Proyek adaptasi dan mitigasi berbasis lanskap ini diharapkan mampu memberikan kontribusi karbon secara signifikan, yang nantinya akan membantu pencapaian target Enhanced Nationally Determined Contributions (ENDC) Indonesia.
Deputi bidang Pengendalian Perubahan Iklim dan Tata Kelola Nilai Ekonomi Karbon menambahkan bahwa proyek ini merupakan bagian dari implementasi REDD+ di level subnasional.
Inisiatif ini mengintegrasikan tiga aspek penting: pelestarian lingkungan, keberlanjutan ekonomi, serta perlindungan nilai-nilai sosial masyarakat lokal.

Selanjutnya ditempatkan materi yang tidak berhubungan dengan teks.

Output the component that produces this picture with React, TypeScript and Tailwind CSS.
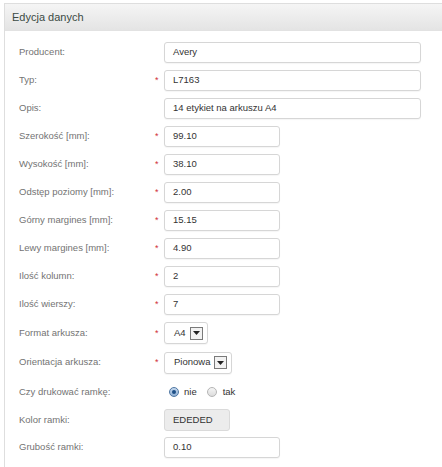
import React from "react";

type Row = {
  label: string;
  required?: boolean;
  kind: "text" | "select" | "radio" | "color";
  value?: string;
  width?: string;
  h?: string;
};

const ROWS: Row[] = [
  { label: "Producent:", kind: "text", value: "Avery", width: "w-[257px]" },
  { label: "Typ:", required: true, kind: "text", value: "L7163", width: "w-[257px]" },
  { label: "Opis:", kind: "text", value: "14 etykiet na arkuszu A4", width: "w-[257px]" },
  { label: "Szerokość [mm]:", required: true, kind: "text", value: "99.10" },
  { label: "Wysokość [mm]:", required: true, kind: "text", value: "38.10" },
  { label: "Odstęp poziomy [mm]:", required: true, kind: "text", value: "2.00" },
  { label: "Górny margines [mm]:", required: true, kind: "text", value: "15.15" },
  { label: "Lewy margines [mm]:", required: true, kind: "text", value: "4.90" },
  { label: "Ilość kolumn:", required: true, kind: "text", value: "2", h: "h-[28.5px]" },
  { label: "Ilość wierszy:", required: true, kind: "text", value: "7" },
  { label: "Format arkusza:", required: true, kind: "select", value: "A4", h: "h-[29px]" },
  { label: "Orientacja arkusza:", required: true, kind: "select", value: "Pionowa", h: "h-[30px]" },
  { label: "Czy drukować ramkę:", kind: "radio", h: "h-[29px]" },
  { label: "Kolor ramki:", kind: "color", value: "EDEDED", h: "h-[27px]" },
  { label: "Grubość ramki:", kind: "text", value: "0.10" },
];

function Field({ row }: { row: Row }) {
  if (row.kind === "select") {
    return (
      <div className="flex h-[22px] items-center rounded-[3px] border border-[#d6d6d6] bg-white pl-[9px] pr-[4px] shadow-[0_1px_1px_rgba(0,0,0,0.04)]">
        <span className="text-[#333]">{row.value}</span>
        <span className="ml-[4px] flex h-[13px] w-[13px] items-center justify-center border border-[#7a7a7a] bg-[#f2f2f2]">
          <svg width="7" height="4" viewBox="0 0 7 4">
            <path d="M0 0 L7 0 L3.5 4 Z" fill="#222" />
          </svg>
        </span>
      </div>
    );
  }
  if (row.kind === "radio") {
    return (
      <div className="flex items-center pl-[5px] text-[#333]">
        <span className="flex h-[10px] w-[10px] items-center justify-center rounded-full border border-[#4f77a3] bg-gradient-to-b from-[#c4d8ee] to-[#8eaed2]">
          <span className="h-[4px] w-[4px] rounded-full bg-[#1d4f86]" />
        </span>
        <span className="ml-[5px]">nie</span>
        <span className="ml-[10px] h-[10px] w-[10px] rounded-full border border-[#b5b5b5] bg-gradient-to-b from-[#f5f5f5] to-[#dcdcdc]" />
        <span className="ml-[6px]">tak</span>
      </div>
    );
  }
  if (row.kind === "color") {
    return (
      <div className="flex h-[22px] w-[66px] items-center rounded-[3px] border border-[#dadada] bg-[#ececec] pl-[8px] text-[#333]">
        {row.value}
      </div>
    );
  }
  return (
    <div
      className={`flex h-[21px] ${row.width ?? "w-[116px]"} items-center rounded-[3px] border border-[#d6d6d6] bg-white pl-[8px] text-[#333] shadow-[0_1px_1px_rgba(0,0,0,0.04)]`}
    >
      {row.value}
    </div>
  );
}

export default function App() {
  return (
    <div className="min-h-[467px] bg-white pl-[4px] pt-[3px] font-['Liberation_Sans',Arial,sans-serif] text-[9.5px]">
      <div className="min-h-[464px] border-l border-t border-[#dedede]">
        <div className="flex h-[27px] items-center border-b border-[#e2e2e2] bg-gradient-to-b from-[#f5f5f5] to-[#e4e4e4] pl-[7px] text-[11px] text-[#3b4a44]">
          Edycja danych
        </div>
        <div className="pt-[7px]">
          {ROWS.map(r => (
            <div key={r.label} className={`flex ${r.h ?? "h-[28px]"} items-center`}>
              <div className="w-[150px] pl-[14px] text-[#737373]">{r.label}</div>
              <div className="flex w-[9px] items-center justify-start">
                {r.required && <span className="text-[9px] leading-none text-[#d0303a]">*</span>}
              </div>
              <Field row={r} />
            </div>
          ))}
        </div>
      </div>
    </div>
  );
}
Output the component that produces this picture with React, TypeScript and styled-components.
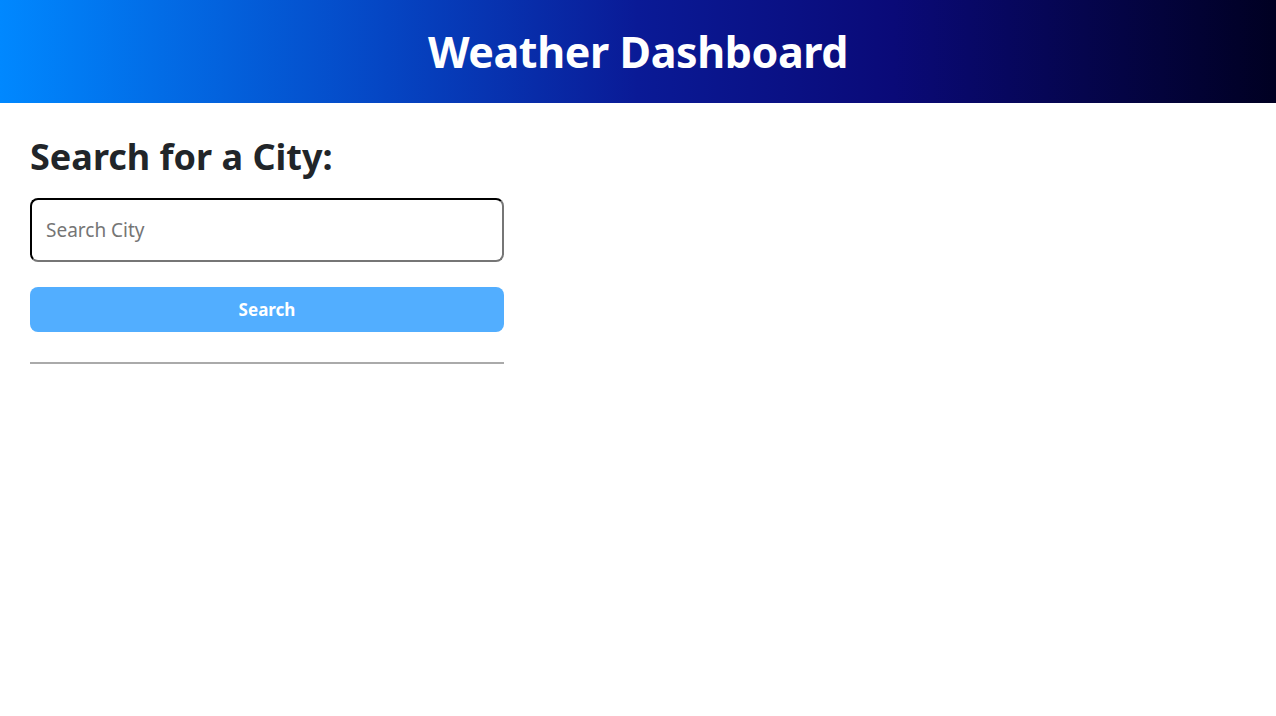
import React from "react";
import styled, { createGlobalStyle } from "styled-components";

const Global = createGlobalStyle`
  html, body { margin: 0; padding: 0; background: #fff; }
  body { font-family: "Noto Sans", "Open Sans", "DejaVu Sans", sans-serif; color: #212529; }
  * { box-sizing: border-box; }
`;

const Header = styled.header`
  height: 103px;
  display: flex;
  align-items: center;
  justify-content: center;
  background: linear-gradient(to right, #0088ff 0%, #0546c4 30%, #0a1a96 50%, #0a0a78 70%, #000022 100%);
`;

const Title = styled.h1`
  margin: 0;
  color: #fff;
  font-size: 43px;
  font-weight: 700;
  letter-spacing: -0.4px;
`;

const Main = styled.main`
  padding: 32px 30px 30px;
`;

const Sidebar = styled.section`
  width: 474px;
  display: flex;
  flex-direction: column;
`;

const Heading = styled.h2`
  margin: 0 0 20px;
  font-size: 36px;
  font-weight: 700;
  line-height: 1.2;
  color: #212529;
`;

const Input = styled.input`
  height: 64px;
  width: 100%;
  border: 2px inset #767676;
  border-top-color: #1f1f1f;
  border-left-color: #1f1f1f;
  border-right-color: #767676;
  border-bottom-color: #767676;
  border-radius: 8px;
  padding: 0 14px;
  font-family: inherit;
  font-size: 19px;
  color: #212529;
  outline: none;
  &::placeholder { color: #757575; }
`;

const Button = styled.button`
  margin-top: 25px;
  height: 45px;
  width: 100%;
  border: none;
  border-radius: 8px;
  background: #52aeff;
  color: #fff;
  font-family: inherit;
  font-size: 17px;
  font-weight: 700;
  cursor: pointer;
`;

const Divider = styled.hr`
  margin: 30px 0 0;
  border: none;
  border-top: 2px solid #aaaaaa;
  width: 100%;
`;

export default function App() {
  return (
    <>
      <Global />
      <Header>
        <Title>Weather Dashboard</Title>
      </Header>
      <Main>
        <Sidebar>
          <Heading>Search for a City:</Heading>
          <Input placeholder="Search City" />
          <Button>Search</Button>
          <Divider />
        </Sidebar>
      </Main>
    </>
  );
}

Kalimantan Barat dinilai telah memiliki dasar yang kuat dalam pelaksanaan REDD+, antara lain struktur kelembagaan yang memadai dan dokumen strategi pembangunan hijau (green growth plan).
Direktur Utama Badan Pengelola Dana Lingkungan Hidup menekankan pentingnya dukungan pendanaan dari GCF untuk mengisi celah pendanaan APBN yang belum mencukupi kebutuhan pengendalian perubahan iklim.
Dana yang dikelola oleh Badan Pengelola Dana Lingkungan Hidup ini diharapkan mampu menjadi pengungkit bagi aksi mitigasi dan adaptasi iklim yang lebih luas, inklusif, dan berkelanjutan.
Dalam kesempatan yang sama, Sekretaris Daerah Kalimantan Barat menyampaikan pentingnya pengawasan pemanfaatan dana dari GCF agar tujuan utama, yakni meningkatkan kesejahteraan masyarakat melalui pengelolaan lingkungan hidup yang berkelanjutan, benar-benar tercapai.
Ia juga mengingatkan bahwa pengembangan ekonomi masyarakat harus berjalan seiring dengan pelestarian dan pengelolaan hutan, agar manfaat ekonomi dapat diperoleh secara terus-menerus tanpa merusak sumber daya alam.